AbstractPaleolithic lithic assemblages are usually dominated by flakes and display a high degree of morphological variability. When analyzing Paleolithic lithic assemblages, it is common to classify flakes into categories based on their morphological and technological features, which are linked to the position of the flake in the reduction sequence and how removals are organized in a given production method. For the analysis of Middle Paleolithic lithic assemblages, two categories of flakes are commonly identified: core–edge flakes and pseudo-Levallois points. A third type, core–edge flakes with a limited back, is also commonly found in the archaeological literature, providing an alternative category whose definition does not match the two previous types but shares many of their morphological and technological features.
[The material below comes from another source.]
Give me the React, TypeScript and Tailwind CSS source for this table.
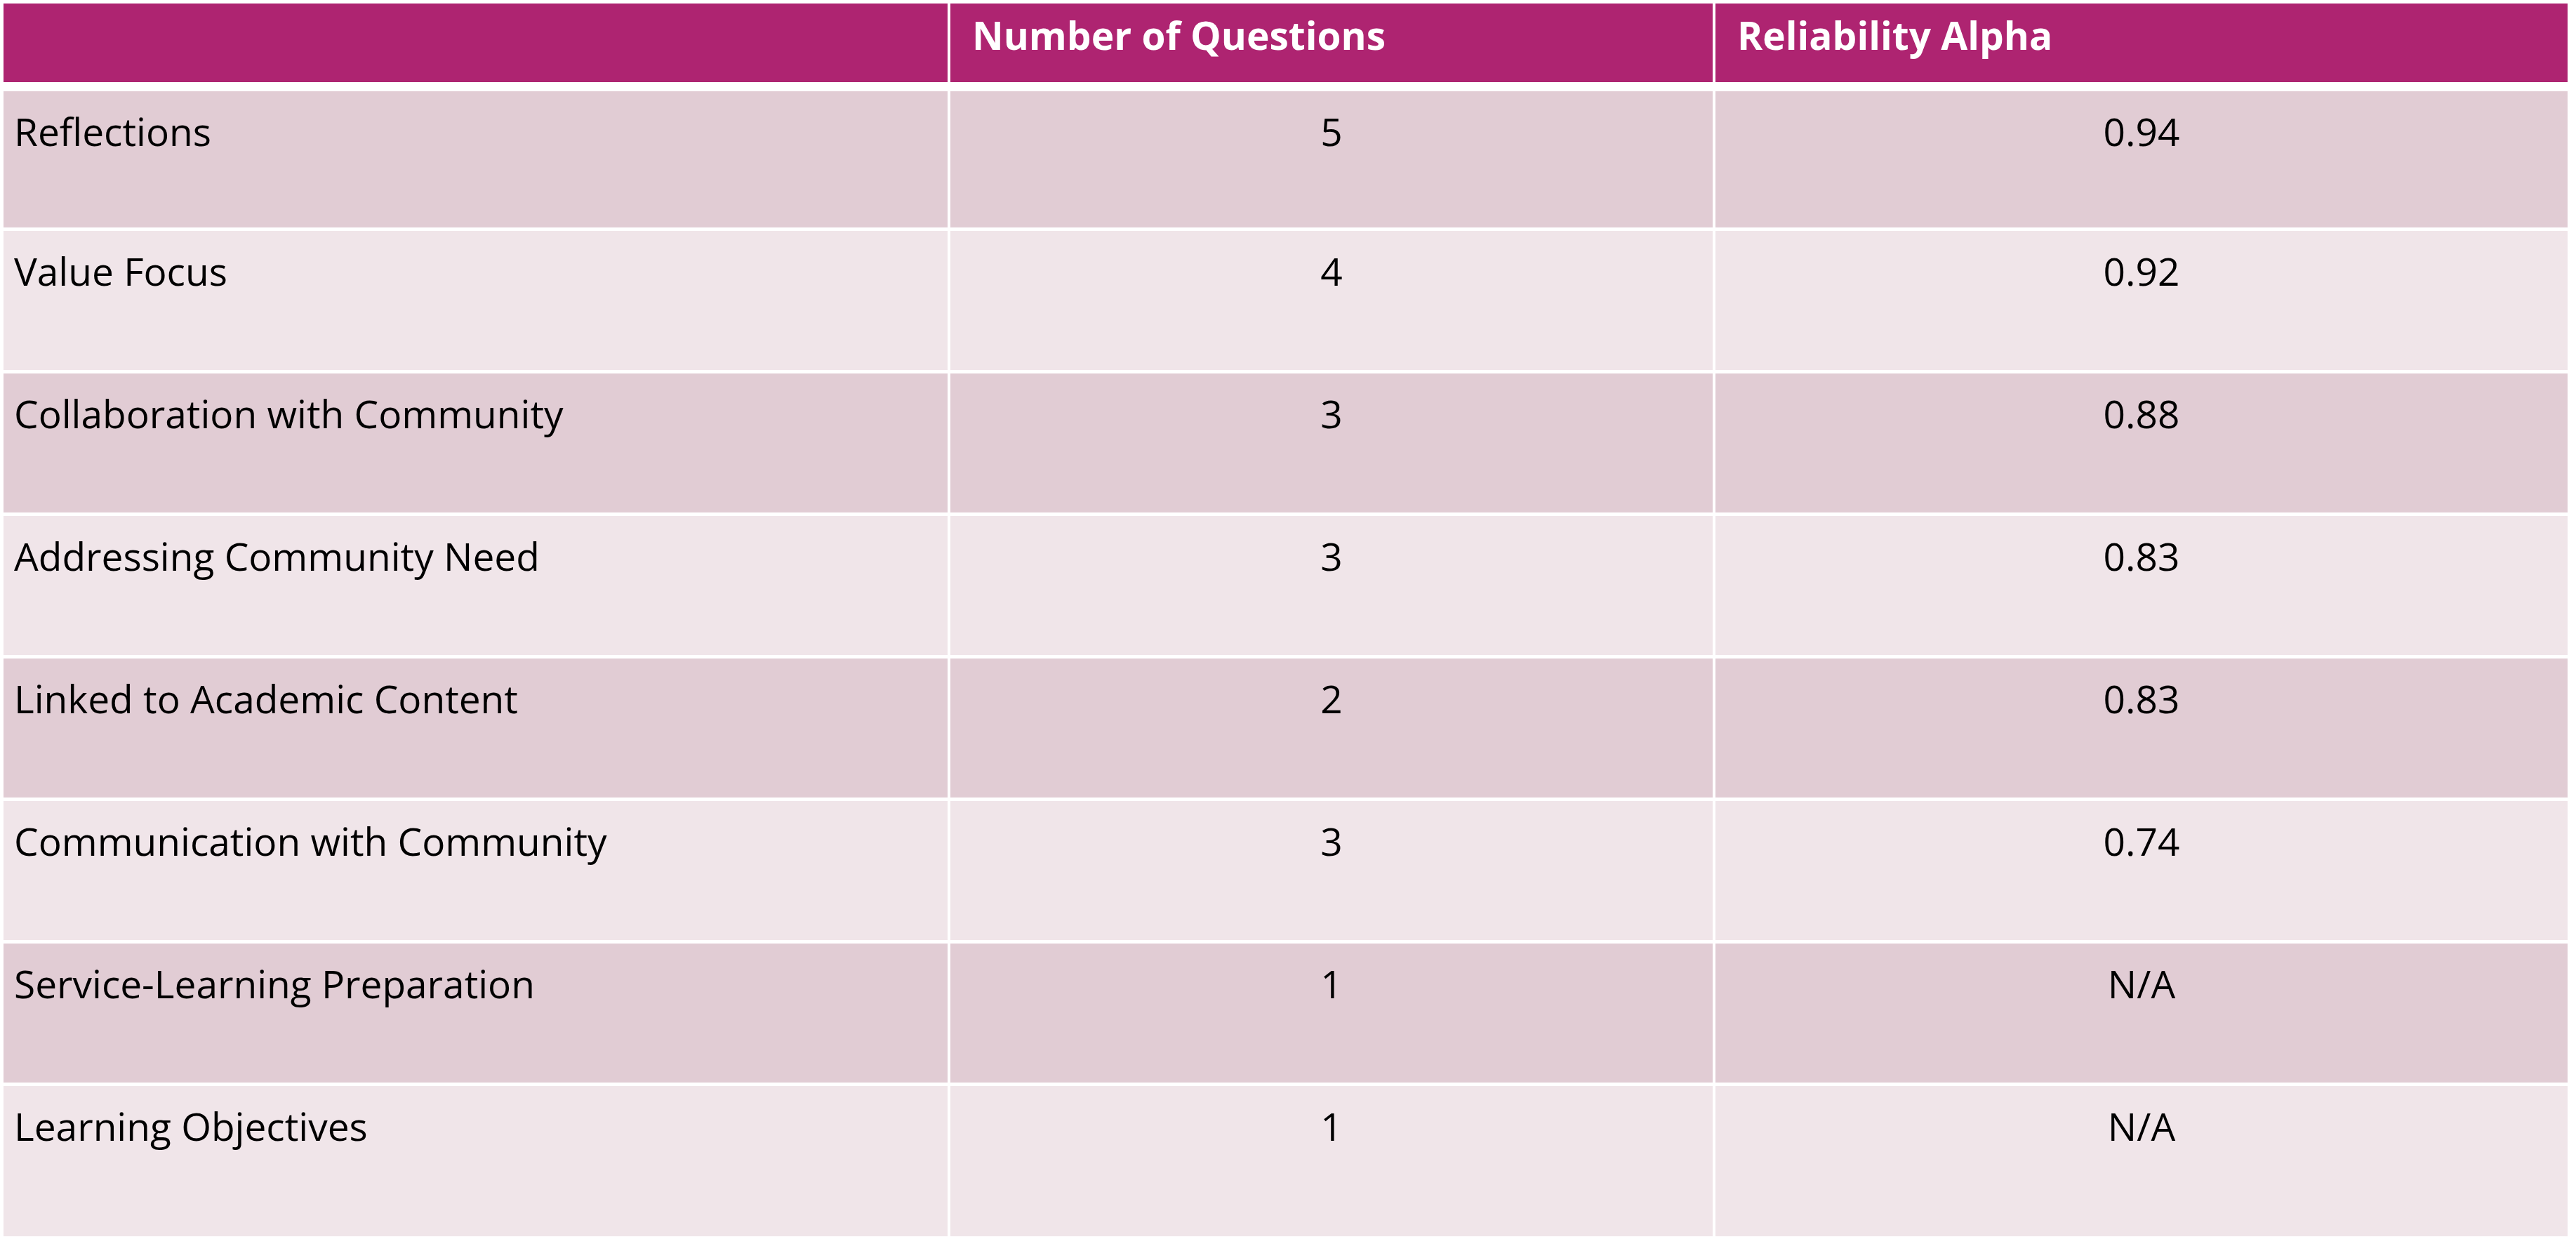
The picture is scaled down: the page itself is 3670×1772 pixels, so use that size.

The present study addresses whether these three flakes constitute discrete categories based on their morphological and technological attributes. 2D and 3D geometric morphometrics are employed on an experimental set composed of the three categories of flakes to quantify morphological variation. Machine learning models and principal components biplots are used to test the discreteness of the categories. The results indicate that geometric morphometrics succeed in capturing the morphological and technological features that characterize each type of product. Pseudo-Levallois points have the highest discreteness of the three technological products, and while some degree of mixture exists between core edge flakes and core edge flakes with a limited back, they are also highly distinguishable. We conclude that the three categories are discrete and can be employed in technological lists of products for the analysis of lithic assemblages and that geometric morphometrics is useful for testing for the validity of categories. When testing these technological categories, we stress the need for well-defined and shared lithic analytical units to correctly identify and interpret the technical steps and decisions made by prehistoric knappers and to properly compare similarities and differences between stone tool assemblages. These are key aspects for current research in which open datasets are becoming more and more common and used to build interpretative techno-cultural models on large geographical scales. Now more than ever, lithic specialists are aware of the need to overcome differences in taxonomies between different school traditions.